Is it the Tax Man who cometh? No, it's the DOL, which may be worse
During tax time, it's common for IRS audits to loom large in the minds of Americans, but have you considered your readiness for a different kind of audit by a different federal agency? Specifically, audits by the U.S. Department of Labor (DOL) aren't what they used to be. Today's DOL audits take longer, are more detailed, and can be very expensive. As is often the case when it comes to legal matters, the best strategy is advance preparation.
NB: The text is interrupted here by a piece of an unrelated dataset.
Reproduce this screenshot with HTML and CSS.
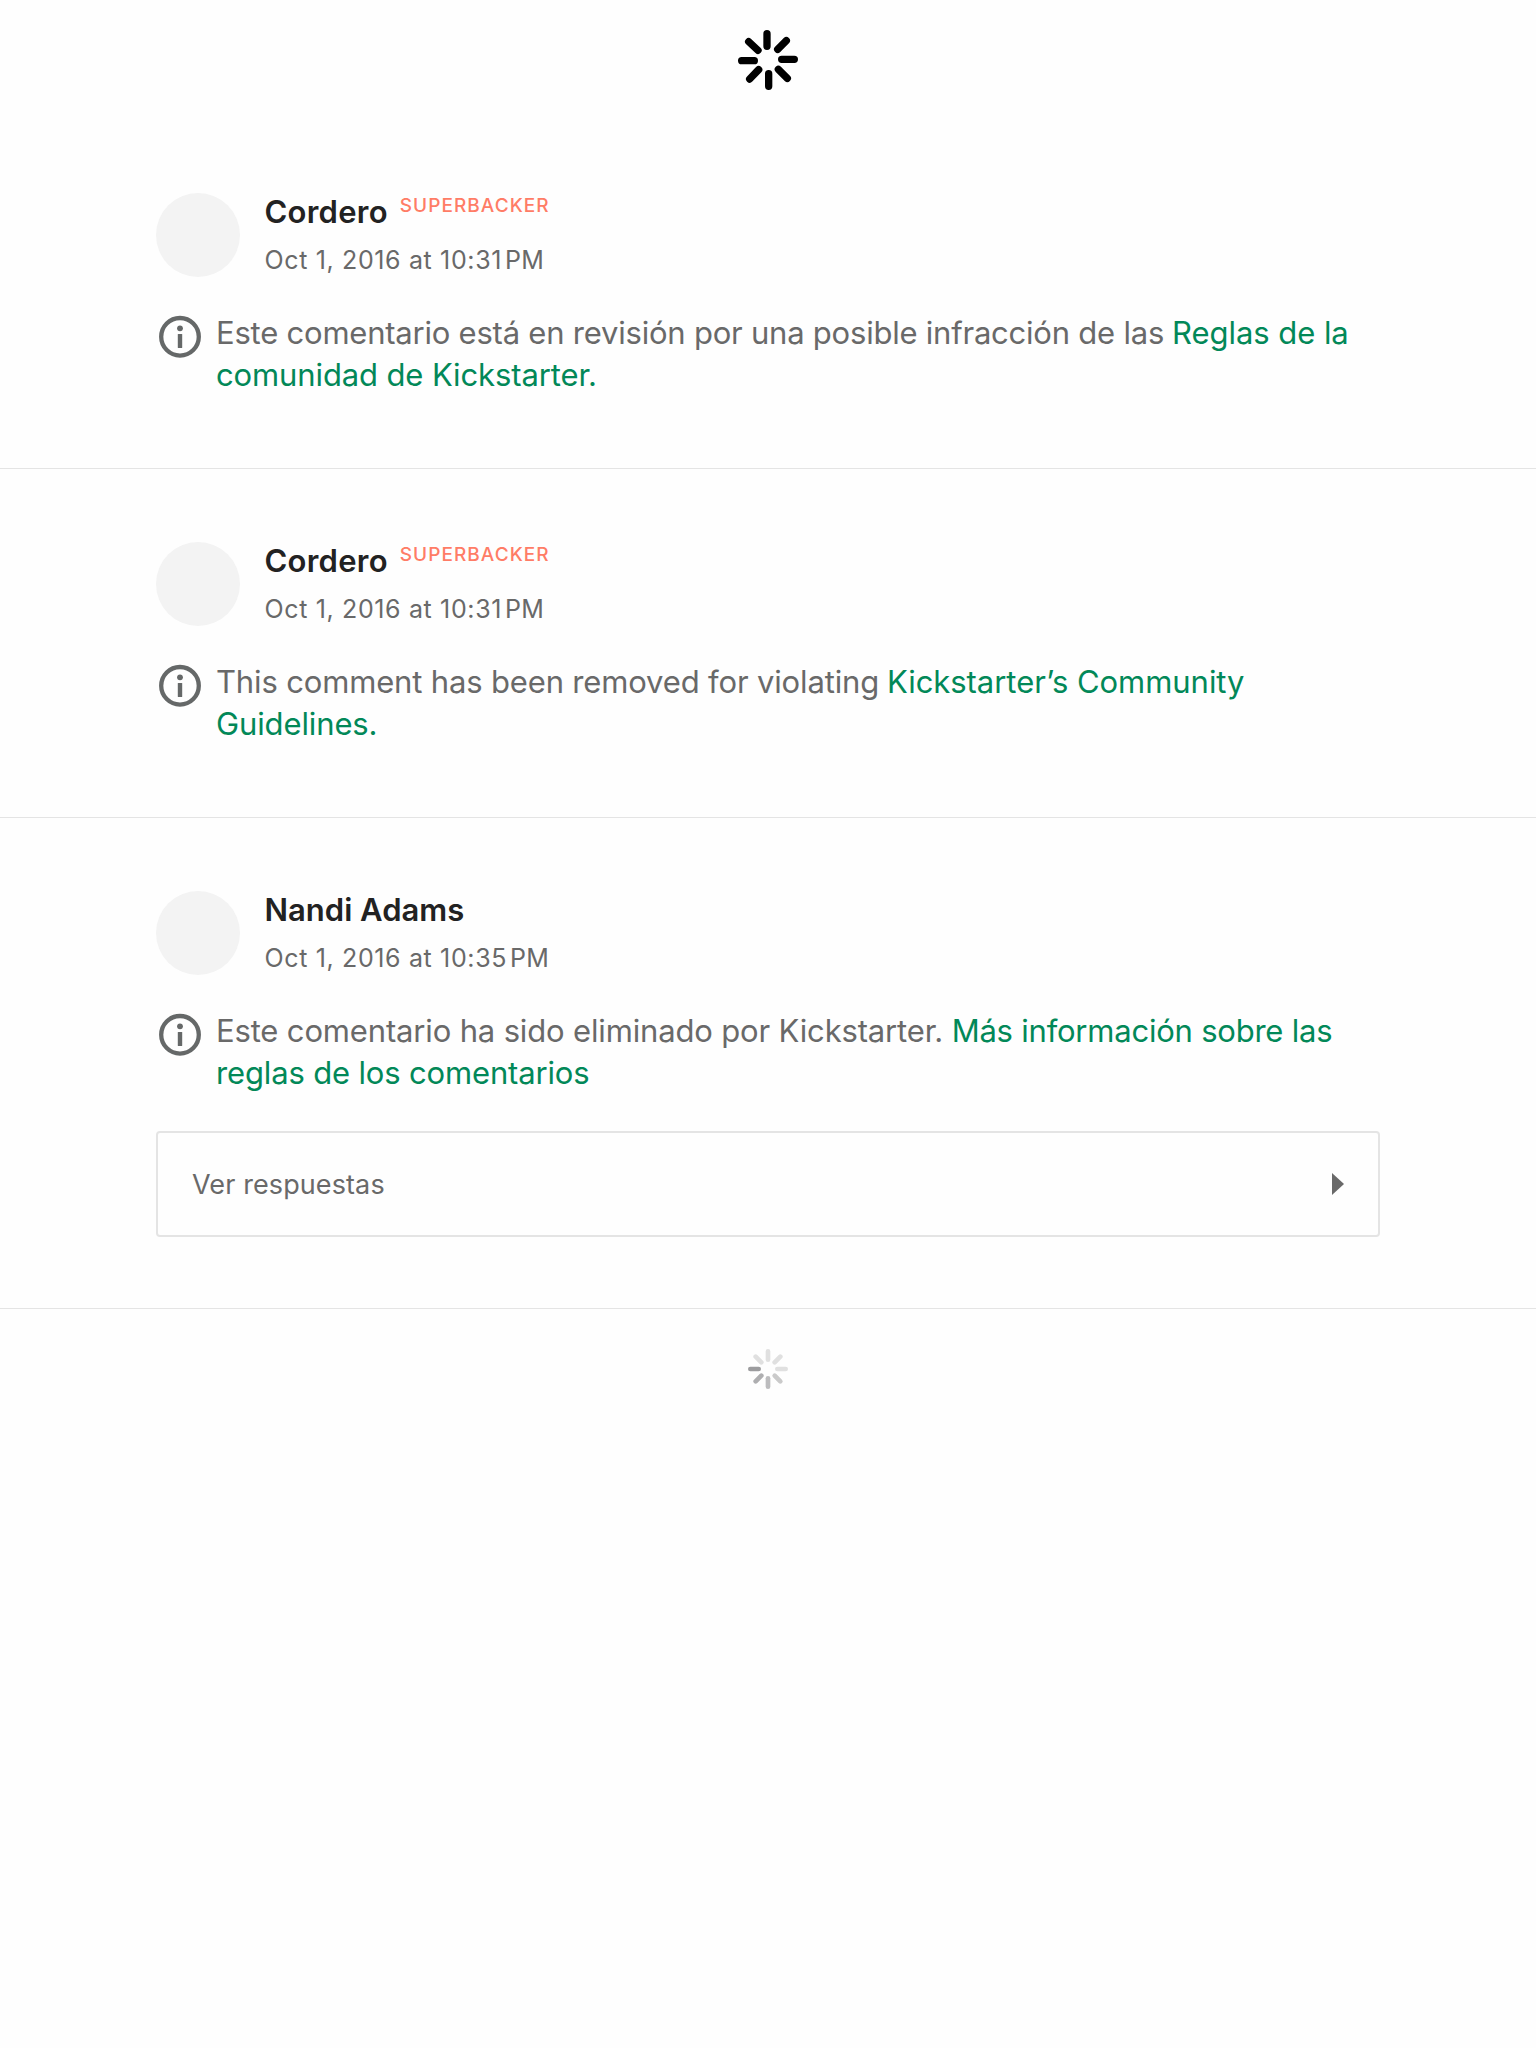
FILE: index.html
```
<!DOCTYPE html>
<html lang="es">
<head>
<meta charset="utf-8">
<title>Comentarios</title>
<link rel="stylesheet" href="styles.css">
</head>
<body>
<header class="refresh">
  <svg class="spinner" viewBox="0 0 240 240" stroke="#000" stroke-width="22" stroke-linecap="round">
    <path d="M117 41V79M175 62L149 88M161 118H199M151 148L178 175M122 161V199M92 149L65 177M41 122H79M90 91L62 65"/>
  </svg>
</header>
<main>
  <article class="comment">
    <div class="head">
      <div class="avatar"></div>
      <div class="meta">
        <div class="author"><span class="name">Cordero</span><span class="badge">SUPERBACKER</span></div>
        <div class="date">Oct 1, 2016 at 10:31<span class="pm">PM</span></div>
      </div>
    </div>
    <div class="notice">
      <svg class="info" viewBox="0 0 48 48"><circle cx="24" cy="23.8" r="18.8" fill="none" stroke="#656868" stroke-width="4.3"/><circle cx="24" cy="15.3" r="2.9" fill="#656868"/><rect x="21.8" y="21" width="4.4" height="14" rx=".5" fill="#656868"/></svg>
      <p class="text"><span class="tight">Este comentario está en revisión por una posible infracción de las</span> <a class="link shift">Reglas de la</a><br><a class="link snug">comunidad de Kickstarter.</a></p>
    </div>
  </article>
  <article class="comment">
    <div class="head">
      <div class="avatar"></div>
      <div class="meta">
        <div class="author"><span class="name">Cordero</span><span class="badge">SUPERBACKER</span></div>
        <div class="date">Oct 1, 2016 at 10:31<span class="pm">PM</span></div>
      </div>
    </div>
    <div class="notice">
      <svg class="info" viewBox="0 0 48 48"><circle cx="24" cy="23.8" r="18.8" fill="none" stroke="#656868" stroke-width="4.3"/><circle cx="24" cy="15.3" r="2.9" fill="#656868"/><rect x="21.8" y="21" width="4.4" height="14" rx=".5" fill="#656868"/></svg>
      <p class="text">This comment has been removed for violating <a class="link shift">Kickstarter’s Community</a><br><a class="link snug">Guidelines.</a></p>
    </div>
  </article>
  <article class="comment with-replies">
    <div class="head">
      <div class="avatar"></div>
      <div class="meta">
        <div class="author"><span class="name long">Nandi Adams</span></div>
        <div class="date">Oct 1, 2016 at 10:35<span class="pm">PM</span></div>
      </div>
    </div>
    <div class="notice">
      <svg class="info" viewBox="0 0 48 48"><circle cx="24" cy="23.8" r="18.8" fill="none" stroke="#656868" stroke-width="4.3"/><circle cx="24" cy="15.3" r="2.9" fill="#656868"/><rect x="21.8" y="21" width="4.4" height="14" rx=".5" fill="#656868"/></svg>
      <p class="text">Este comentario ha sido eliminado por Kickstarter. <a class="link tight">Más información sobre las</a><br><a class="link">reglas de los comentarios</a></p>
    </div>
    <div class="replies">
      <span>Ver respuestas</span>
      <svg class="arrow" viewBox="0 0 12 22"><path d="M0 0L12 11L0 22Z" fill="#696969"/></svg>
    </div>
  </article>
</main>
<footer class="more">
  <svg class="spinner" viewBox="0 0 240 240" stroke-width="14" stroke-linecap="round">
    <path stroke="#e0e0e0" d="M120 64V89M83 80L100 97M157 80L140 97M148 117H173"/>
    <path stroke="#cacaca" d="M140 137L157 154"/>
    <path stroke="#bcbcbe" d="M120 145V170"/>
    <path stroke="#aeaeb0" d="M100 137L83 154"/>
    <path stroke="#9c9c9e" d="M67 117H92"/>
  </svg>
</footer>
</body>
</html>
```
FILE: styles.css
```
* { box-sizing: border-box; }
body {
  margin: 0;
  background: #fefefe;
  color: #696969;
  font-family: Inter, "Liberation Sans", sans-serif;
}
svg { display: block; flex: none; }
.refresh {
  display: flex;
  justify-content: center;
  height: 120px;
  padding-top: 20px;
}
.spinner { width: 80px; height: 80px; fill: none; }
.comment {
  padding: 72px 156px 72px;
  border-bottom: 1px solid #e4e4e4;
}
.with-replies { padding-bottom: 71px; }
.head { display: flex; gap: 24px; }
.avatar {
  width: 84px;
  height: 84px;
  margin-top: 1px;
  border-radius: 50%;
  background: #f3f3f3;
}
.meta { padding-left: .5px; }
.author { display: flex; height: 40px; gap: 12px; }
.name {
  font-size: 31px;
  font-weight: 600;
  line-height: 40px;
  letter-spacing: .25px;
  color: #222;
}
.long { letter-spacing: 0; }
.badge {
  margin-top: 2px;
  font-size: 19px;
  font-weight: 550;
  line-height: 24px;
  letter-spacing: 1.05px;
  color: #ff7c66;
}
.date {
  margin-top: 13px;
  font-size: 25px;
  line-height: 30px;
  letter-spacing: .64px;
}
.pm { margin-left: 3px; letter-spacing: .3px; }
.notice { display: flex; gap: 12px; margin-top: 35px; }
.info { width: 48px; height: 48px; margin-top: 1px; }
.text {
  margin: 0;
  font-size: 31px;
  line-height: 42px;
  letter-spacing: -.155px;
  white-space: nowrap;
}
.link { color: #028858; }
.tight { letter-spacing: -.22px; }
.snug { letter-spacing: -.12px; }
.shift { margin-left: -.7px; letter-spacing: -.04px; }
.replies {
  display: flex;
  align-items: center;
  justify-content: space-between;
  height: 106px;
  margin-top: 37px;
  padding: 0 34px;
  border: 2px solid #e4e4e4;
  border-radius: 4px;
  font-size: 27px;
  letter-spacing: .1px;
}
.arrow { width: 12px; height: 22px; }
.more { display: flex; justify-content: center; padding-top: 21px; }
```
Act now to save yourself time and money later—when an audit letter actually arrives.
What causes plan to be audited?
An employee benefits plan may be selected for investigation for several reasons:
- Sometimes the plan fits within the parameters of one of the DOL's national projects, whether it involves the type of plan (e.g., employee stock ownership plans or ESOPs) or a particular issue (e.g., ensuring participants who terminate employment with a vested pension receive their benefits).
- Information reported on the plan's annual Form 5500 filing or a referral from another government agency may cause the plan to be flagged for an audit.
- Participants have complained to the DOL.
- Litigation has been filed against the plan claiming it isn't being operated in accordance with its terms or a participant's benefits appeal wasn't decided promptly.
Prepare as though you're currently being audited
Even if you think your plan documents and administration are as clean as a whistle, engaging in a mock audit can provide you with insights on areas for improvement.